RECORDED DATA:
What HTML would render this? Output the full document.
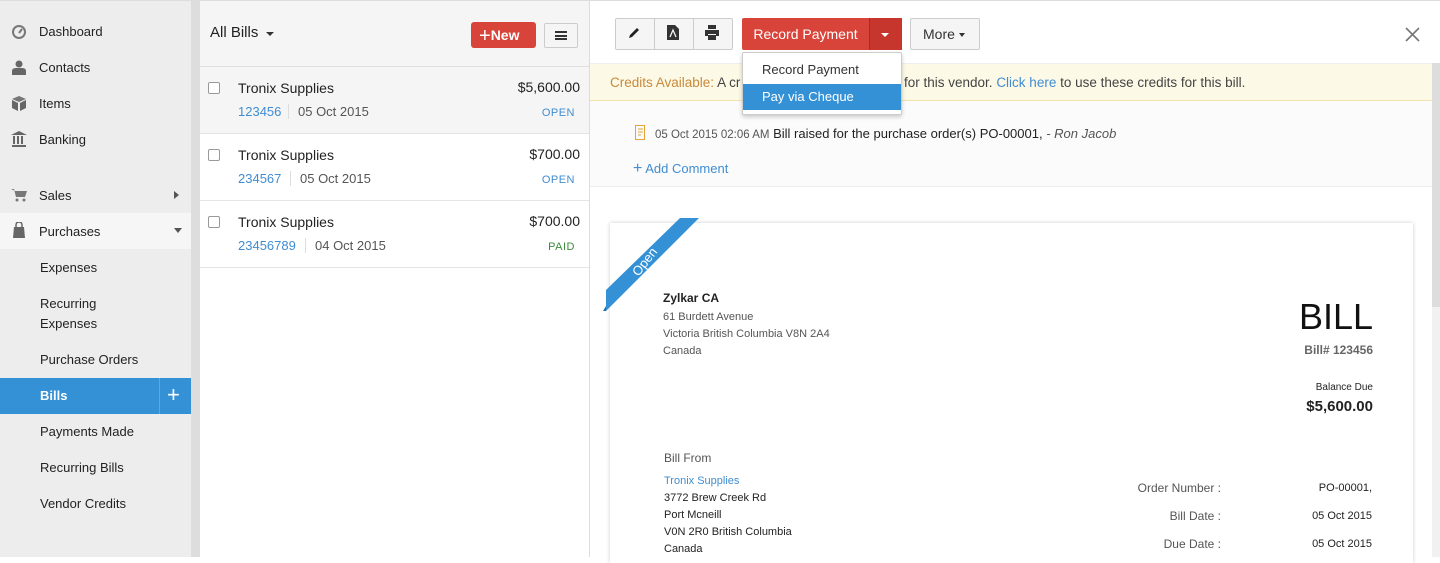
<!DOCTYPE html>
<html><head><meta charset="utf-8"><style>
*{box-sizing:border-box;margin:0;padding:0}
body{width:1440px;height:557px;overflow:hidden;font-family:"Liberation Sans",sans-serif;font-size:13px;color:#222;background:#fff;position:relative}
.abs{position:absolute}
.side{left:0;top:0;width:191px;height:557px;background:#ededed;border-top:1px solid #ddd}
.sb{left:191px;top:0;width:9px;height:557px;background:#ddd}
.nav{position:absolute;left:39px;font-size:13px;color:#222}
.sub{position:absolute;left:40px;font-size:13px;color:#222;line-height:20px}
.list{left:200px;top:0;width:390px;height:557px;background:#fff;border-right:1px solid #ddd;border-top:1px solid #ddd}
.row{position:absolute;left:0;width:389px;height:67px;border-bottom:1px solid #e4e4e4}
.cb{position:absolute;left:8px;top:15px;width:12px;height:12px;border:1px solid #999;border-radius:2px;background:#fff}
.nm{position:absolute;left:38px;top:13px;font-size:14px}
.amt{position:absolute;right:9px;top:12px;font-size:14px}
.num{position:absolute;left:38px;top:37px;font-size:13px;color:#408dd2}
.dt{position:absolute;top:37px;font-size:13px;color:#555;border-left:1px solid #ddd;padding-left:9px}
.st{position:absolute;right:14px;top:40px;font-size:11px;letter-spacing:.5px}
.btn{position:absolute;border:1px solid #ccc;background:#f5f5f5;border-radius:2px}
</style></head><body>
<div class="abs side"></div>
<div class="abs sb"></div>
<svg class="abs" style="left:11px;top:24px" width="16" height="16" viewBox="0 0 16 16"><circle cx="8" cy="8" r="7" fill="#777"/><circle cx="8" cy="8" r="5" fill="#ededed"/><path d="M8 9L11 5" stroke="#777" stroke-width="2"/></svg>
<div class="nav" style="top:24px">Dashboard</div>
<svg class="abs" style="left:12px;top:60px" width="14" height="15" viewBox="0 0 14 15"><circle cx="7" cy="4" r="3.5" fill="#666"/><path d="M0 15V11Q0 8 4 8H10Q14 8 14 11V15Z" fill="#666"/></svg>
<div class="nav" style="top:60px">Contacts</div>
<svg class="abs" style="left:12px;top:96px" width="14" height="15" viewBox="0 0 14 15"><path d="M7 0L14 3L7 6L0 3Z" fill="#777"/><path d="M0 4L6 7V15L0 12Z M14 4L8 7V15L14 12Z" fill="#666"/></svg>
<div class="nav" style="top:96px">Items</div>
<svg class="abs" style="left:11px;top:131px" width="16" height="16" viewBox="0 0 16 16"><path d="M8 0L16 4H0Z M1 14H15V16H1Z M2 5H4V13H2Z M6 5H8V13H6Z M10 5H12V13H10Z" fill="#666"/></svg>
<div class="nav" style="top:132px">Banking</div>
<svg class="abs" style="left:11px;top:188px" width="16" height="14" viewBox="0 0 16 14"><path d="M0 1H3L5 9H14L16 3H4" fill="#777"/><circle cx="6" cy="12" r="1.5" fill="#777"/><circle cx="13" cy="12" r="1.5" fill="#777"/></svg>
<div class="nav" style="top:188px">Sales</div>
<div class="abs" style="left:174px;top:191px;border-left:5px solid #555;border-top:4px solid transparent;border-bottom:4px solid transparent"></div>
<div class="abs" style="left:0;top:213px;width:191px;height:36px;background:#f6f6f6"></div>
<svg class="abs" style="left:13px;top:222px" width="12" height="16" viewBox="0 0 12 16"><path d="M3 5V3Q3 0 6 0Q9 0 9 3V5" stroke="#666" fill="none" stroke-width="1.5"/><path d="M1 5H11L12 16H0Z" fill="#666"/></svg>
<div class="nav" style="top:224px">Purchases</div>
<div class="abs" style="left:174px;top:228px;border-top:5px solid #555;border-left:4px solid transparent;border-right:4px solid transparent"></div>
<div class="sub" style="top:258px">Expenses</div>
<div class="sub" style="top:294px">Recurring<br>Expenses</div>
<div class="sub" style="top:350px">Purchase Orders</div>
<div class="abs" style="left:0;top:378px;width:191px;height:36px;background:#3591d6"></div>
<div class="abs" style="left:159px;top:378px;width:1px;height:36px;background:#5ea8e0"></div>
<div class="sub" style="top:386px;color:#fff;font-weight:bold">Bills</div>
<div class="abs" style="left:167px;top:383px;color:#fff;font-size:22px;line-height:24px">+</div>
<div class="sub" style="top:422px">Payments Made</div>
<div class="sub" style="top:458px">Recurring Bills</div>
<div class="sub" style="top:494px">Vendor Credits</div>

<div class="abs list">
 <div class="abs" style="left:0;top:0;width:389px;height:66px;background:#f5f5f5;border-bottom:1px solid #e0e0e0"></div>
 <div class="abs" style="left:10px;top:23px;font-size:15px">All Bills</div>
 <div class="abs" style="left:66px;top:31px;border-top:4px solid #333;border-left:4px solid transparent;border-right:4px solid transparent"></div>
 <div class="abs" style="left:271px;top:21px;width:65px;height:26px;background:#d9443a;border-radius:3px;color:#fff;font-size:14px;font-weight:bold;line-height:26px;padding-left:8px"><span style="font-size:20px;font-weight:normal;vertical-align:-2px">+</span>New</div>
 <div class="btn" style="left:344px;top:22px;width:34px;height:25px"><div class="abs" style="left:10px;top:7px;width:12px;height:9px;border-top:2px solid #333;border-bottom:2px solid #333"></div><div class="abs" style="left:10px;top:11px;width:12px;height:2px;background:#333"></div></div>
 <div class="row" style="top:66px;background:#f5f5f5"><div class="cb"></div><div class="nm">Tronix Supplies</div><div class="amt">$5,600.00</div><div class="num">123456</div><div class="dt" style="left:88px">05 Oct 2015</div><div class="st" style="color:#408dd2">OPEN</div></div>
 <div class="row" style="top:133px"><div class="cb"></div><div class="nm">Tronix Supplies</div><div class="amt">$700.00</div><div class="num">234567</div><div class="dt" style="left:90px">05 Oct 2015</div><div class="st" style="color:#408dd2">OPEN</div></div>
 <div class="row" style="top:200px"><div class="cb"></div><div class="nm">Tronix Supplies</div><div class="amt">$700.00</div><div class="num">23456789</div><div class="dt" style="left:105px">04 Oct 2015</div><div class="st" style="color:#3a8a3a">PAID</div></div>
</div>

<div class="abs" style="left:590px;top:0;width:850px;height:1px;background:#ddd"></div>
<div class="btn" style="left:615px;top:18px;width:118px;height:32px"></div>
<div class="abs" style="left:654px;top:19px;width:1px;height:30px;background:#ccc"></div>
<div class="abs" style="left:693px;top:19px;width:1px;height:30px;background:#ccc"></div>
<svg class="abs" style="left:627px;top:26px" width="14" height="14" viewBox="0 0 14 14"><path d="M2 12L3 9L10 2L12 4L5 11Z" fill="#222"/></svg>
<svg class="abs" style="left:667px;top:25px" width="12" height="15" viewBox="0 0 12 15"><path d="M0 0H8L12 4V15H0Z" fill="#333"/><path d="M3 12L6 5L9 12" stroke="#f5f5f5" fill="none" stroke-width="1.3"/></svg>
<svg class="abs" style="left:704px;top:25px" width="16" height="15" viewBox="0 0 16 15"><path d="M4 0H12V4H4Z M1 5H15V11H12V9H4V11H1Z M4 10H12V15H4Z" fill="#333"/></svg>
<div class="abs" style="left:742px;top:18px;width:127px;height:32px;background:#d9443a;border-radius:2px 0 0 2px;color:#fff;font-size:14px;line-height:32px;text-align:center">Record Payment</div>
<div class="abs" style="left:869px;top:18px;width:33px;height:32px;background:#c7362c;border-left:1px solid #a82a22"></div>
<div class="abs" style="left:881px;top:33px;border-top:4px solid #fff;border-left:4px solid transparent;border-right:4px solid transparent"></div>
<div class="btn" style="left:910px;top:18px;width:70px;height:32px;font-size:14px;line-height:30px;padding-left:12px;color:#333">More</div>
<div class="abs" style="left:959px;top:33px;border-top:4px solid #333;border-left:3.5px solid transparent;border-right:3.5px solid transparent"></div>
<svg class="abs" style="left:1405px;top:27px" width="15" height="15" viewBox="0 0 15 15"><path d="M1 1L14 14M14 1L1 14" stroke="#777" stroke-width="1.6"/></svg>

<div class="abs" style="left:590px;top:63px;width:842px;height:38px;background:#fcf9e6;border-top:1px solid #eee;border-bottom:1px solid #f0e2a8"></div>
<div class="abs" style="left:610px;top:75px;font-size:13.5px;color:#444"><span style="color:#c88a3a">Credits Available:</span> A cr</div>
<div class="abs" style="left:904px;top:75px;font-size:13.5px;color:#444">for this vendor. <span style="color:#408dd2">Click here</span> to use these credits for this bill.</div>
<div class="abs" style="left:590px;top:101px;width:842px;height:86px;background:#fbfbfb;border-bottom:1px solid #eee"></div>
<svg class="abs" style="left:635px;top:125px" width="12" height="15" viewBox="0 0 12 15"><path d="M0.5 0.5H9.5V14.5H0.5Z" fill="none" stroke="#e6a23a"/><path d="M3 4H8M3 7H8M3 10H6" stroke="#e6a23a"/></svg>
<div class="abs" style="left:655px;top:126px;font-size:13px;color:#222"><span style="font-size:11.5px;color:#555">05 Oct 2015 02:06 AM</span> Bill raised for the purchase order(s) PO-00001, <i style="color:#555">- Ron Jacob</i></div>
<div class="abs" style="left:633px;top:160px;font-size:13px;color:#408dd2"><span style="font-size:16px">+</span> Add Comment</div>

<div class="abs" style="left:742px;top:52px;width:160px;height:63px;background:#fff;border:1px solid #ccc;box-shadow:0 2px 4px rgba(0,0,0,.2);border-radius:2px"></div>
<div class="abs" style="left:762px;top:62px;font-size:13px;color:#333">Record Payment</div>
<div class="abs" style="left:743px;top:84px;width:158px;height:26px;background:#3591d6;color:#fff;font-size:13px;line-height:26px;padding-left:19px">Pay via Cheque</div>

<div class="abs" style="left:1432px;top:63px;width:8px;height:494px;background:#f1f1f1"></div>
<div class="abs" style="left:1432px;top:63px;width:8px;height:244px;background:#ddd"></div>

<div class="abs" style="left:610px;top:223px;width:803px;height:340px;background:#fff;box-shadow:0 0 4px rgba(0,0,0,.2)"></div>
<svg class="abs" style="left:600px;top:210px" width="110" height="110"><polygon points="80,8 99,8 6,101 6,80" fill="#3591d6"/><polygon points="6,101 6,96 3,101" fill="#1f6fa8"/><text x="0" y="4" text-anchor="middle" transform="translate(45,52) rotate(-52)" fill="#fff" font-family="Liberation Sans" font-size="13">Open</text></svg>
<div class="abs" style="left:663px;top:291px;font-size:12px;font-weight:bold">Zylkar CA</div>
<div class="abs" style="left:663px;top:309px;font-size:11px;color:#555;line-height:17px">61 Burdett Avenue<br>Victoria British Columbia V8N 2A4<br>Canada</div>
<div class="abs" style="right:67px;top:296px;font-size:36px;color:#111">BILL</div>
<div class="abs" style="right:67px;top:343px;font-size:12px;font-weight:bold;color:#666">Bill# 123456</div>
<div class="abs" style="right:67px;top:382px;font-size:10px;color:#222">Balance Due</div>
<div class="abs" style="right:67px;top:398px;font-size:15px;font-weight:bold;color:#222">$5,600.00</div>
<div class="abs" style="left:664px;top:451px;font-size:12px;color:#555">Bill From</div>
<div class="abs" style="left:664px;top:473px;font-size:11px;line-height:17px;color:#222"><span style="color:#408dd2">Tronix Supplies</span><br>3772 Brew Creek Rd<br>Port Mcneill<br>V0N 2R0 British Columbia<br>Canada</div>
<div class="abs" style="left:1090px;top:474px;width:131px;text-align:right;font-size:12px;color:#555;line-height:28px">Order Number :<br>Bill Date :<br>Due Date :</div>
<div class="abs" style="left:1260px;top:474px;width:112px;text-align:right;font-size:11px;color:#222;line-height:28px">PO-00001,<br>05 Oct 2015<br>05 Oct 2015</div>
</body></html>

WORK REQUIRED:
Lines containing the word "this" are to be tallied; report only the total.

THE ANSWER:
2